Diffusion Model in Latent Space for Medical Image Segmentation Task
This work addresses the need for efficient and interpretable segmentation in clinical settings by reducing computational costs and providing uncertainty estimates, though it is incremental as it builds on existing generative models.
The authors tackled the problem of capturing uncertainty in medical image segmentation by proposing MedSegLatDiff, a diffusion-based framework that combines a VAE with a latent diffusion model, achieving state-of-the-art or competitive Dice and IoU scores on datasets like ISIC-2018, CVC-Clinic, and LIDC-IDRI while generating diverse segmentation masks.

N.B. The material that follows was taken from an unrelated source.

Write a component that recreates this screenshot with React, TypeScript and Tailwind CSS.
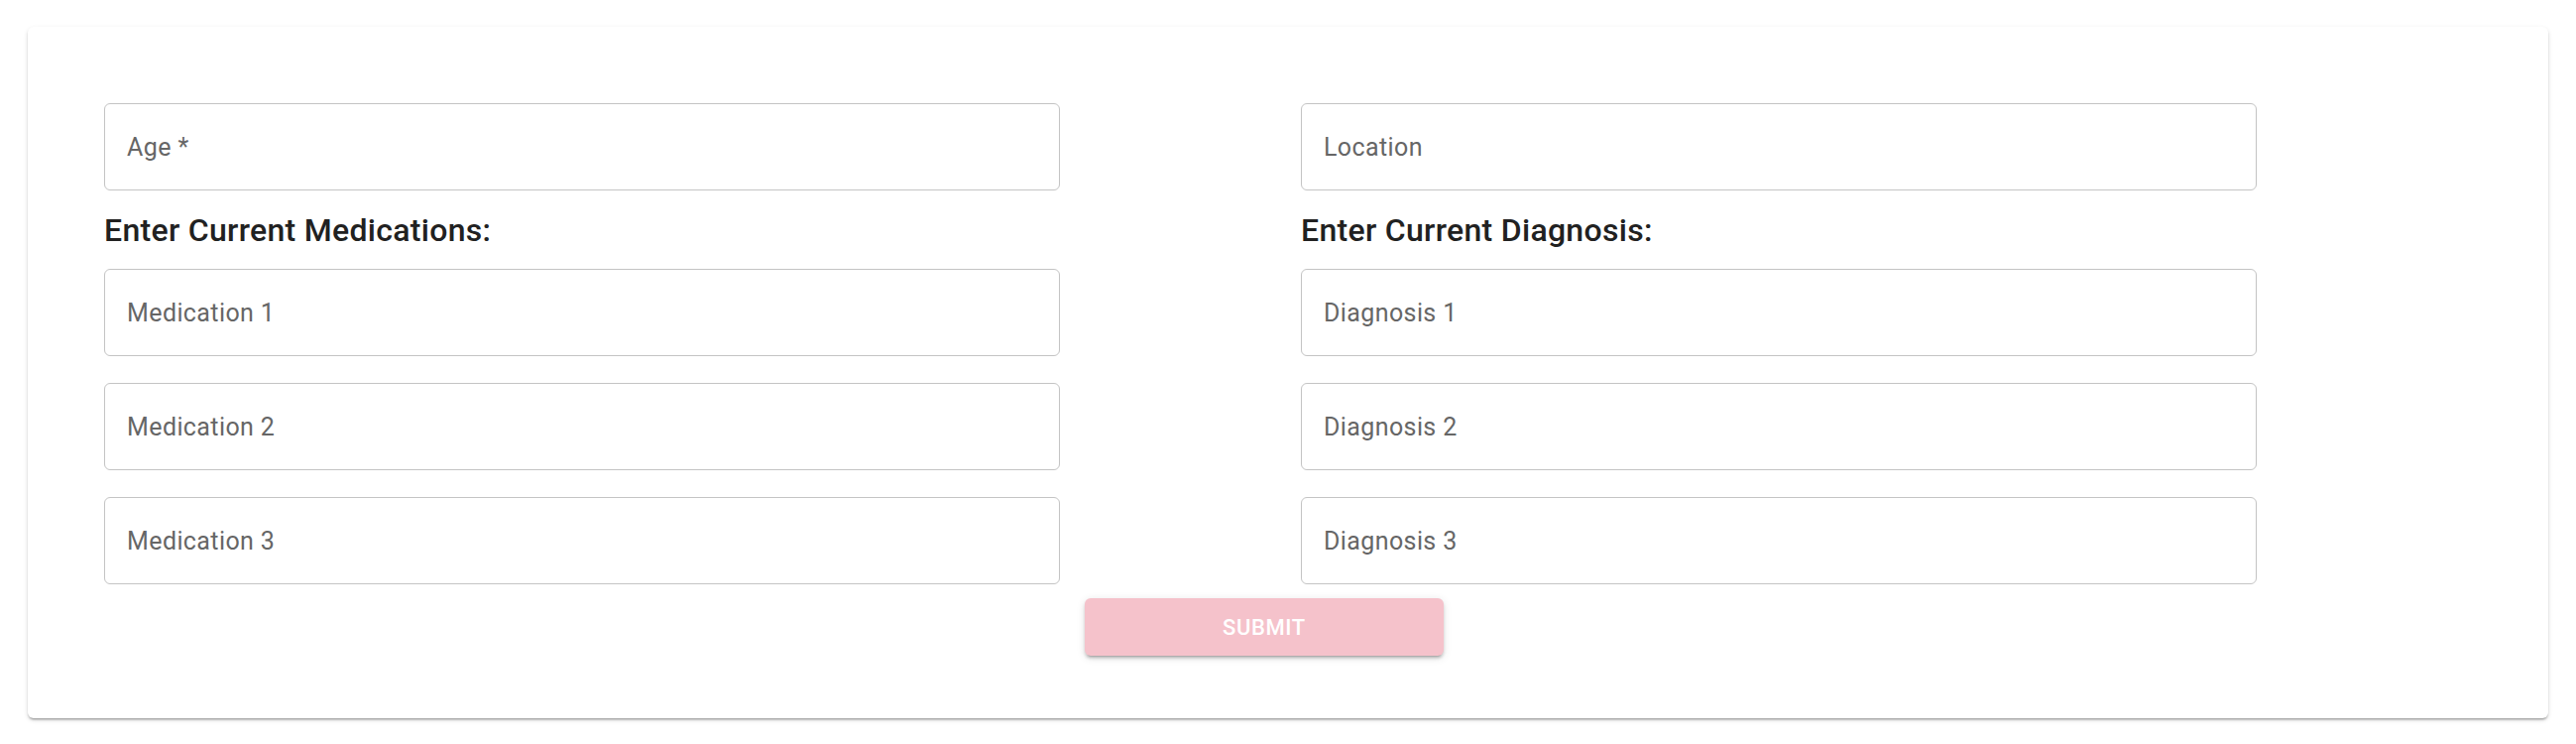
import React from "react";

function Field({ label }: { label: string }) {
  return (
    <div className="flex h-[88px] w-[964px] items-center rounded-[6px] border border-[#c4c4c4] bg-white pl-[22px] pt-[1px] text-[25px] tracking-[0.4px] text-[#666666]">
      {label}
    </div>
  );
}

function Column({
  first,
  heading,
  items,
}: {
  first: string;
  heading: string;
  items: string[];
}) {
  return (
    <div className="flex flex-col pl-[13px]">
      <Field label={first} />
      <div className="flex h-[79px] items-center text-[32px] font-medium tracking-[0.3px] text-[#212121]">
        {heading}
      </div>
      <div className="flex flex-col gap-[27px]">
        {items.map((i) => (
          <Field key={i} label={i} />
        ))}
      </div>
    </div>
  );
}

export default function App() {
  return (
    <div
      className="min-h-[750px] bg-white px-[28px] pt-[27px]"
      style={{ fontFamily: "Roboto, 'Noto Sans', Arial, sans-serif" }}
    >
      <div className="rounded-[6px] bg-white px-[64px] pb-[63px] pt-[77px] shadow-[0px_3px_2px_-2px_rgba(0,0,0,0.2),0px_2px_2px_0px_rgba(0,0,0,0.14),0px_2px_5px_0px_rgba(0,0,0,0.12)]">
        <div className="grid grid-cols-2">
          <Column
            first="Age *"
            heading="Enter Current Medications:"
            items={["Medication 1", "Medication 2", "Medication 3"]}
          />
          <Column
            first="Location"
            heading="Enter Current Diagnosis:"
            items={["Diagnosis 1", "Diagnosis 2", "Diagnosis 3"]}
          />
        </div>
        <div className="mt-[14px] pl-[1002px]">
          <button className="flex h-[58px] w-[362px] items-center justify-center rounded-[6px] bg-[#f5c2cb] text-[22px] font-medium uppercase tracking-[0.6px] text-white shadow-[0px_4px_2px_-3px_rgba(0,0,0,0.2),0px_3px_3px_0px_rgba(0,0,0,0.14),0px_2px_8px_0px_rgba(0,0,0,0.12)]">
            Submit
          </button>
        </div>
      </div>
    </div>
  );
}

Medical image segmentation is crucial for clinical diagnosis and treatment planning. Traditional methods typically produce a single segmentation mask, failing to capture inherent uncertainty. Recent generative models enable the creation of multiple plausible masks per image, mimicking the collaborative interpretation of several clinicians. However, these approaches remain computationally heavy. We propose MedSegLatDiff, a diffusion based framework that combines a variational autoencoder (VAE) with a latent diffusion model for efficient medical image segmentation. The VAE compresses the input into a low dimensional latent space, reducing noise and accelerating training, while the diffusion process operates directly in this compact representation. We further replace the conventional MSE loss with weighted cross entropy in the VAE mask reconstruction path to better preserve tiny structures such as small nodules. MedSegLatDiff is evaluated on ISIC-2018 (skin lesions), CVC-Clinic (polyps), and LIDC-IDRI (lung nodules). It achieves state of the art or highly competitive Dice and IoU scores while simultaneously generating diverse segmentation hypotheses and confidence maps. This provides enhanced interpretability and reliability compared to deterministic baselines, making the model particularly suitable for clinical deployment.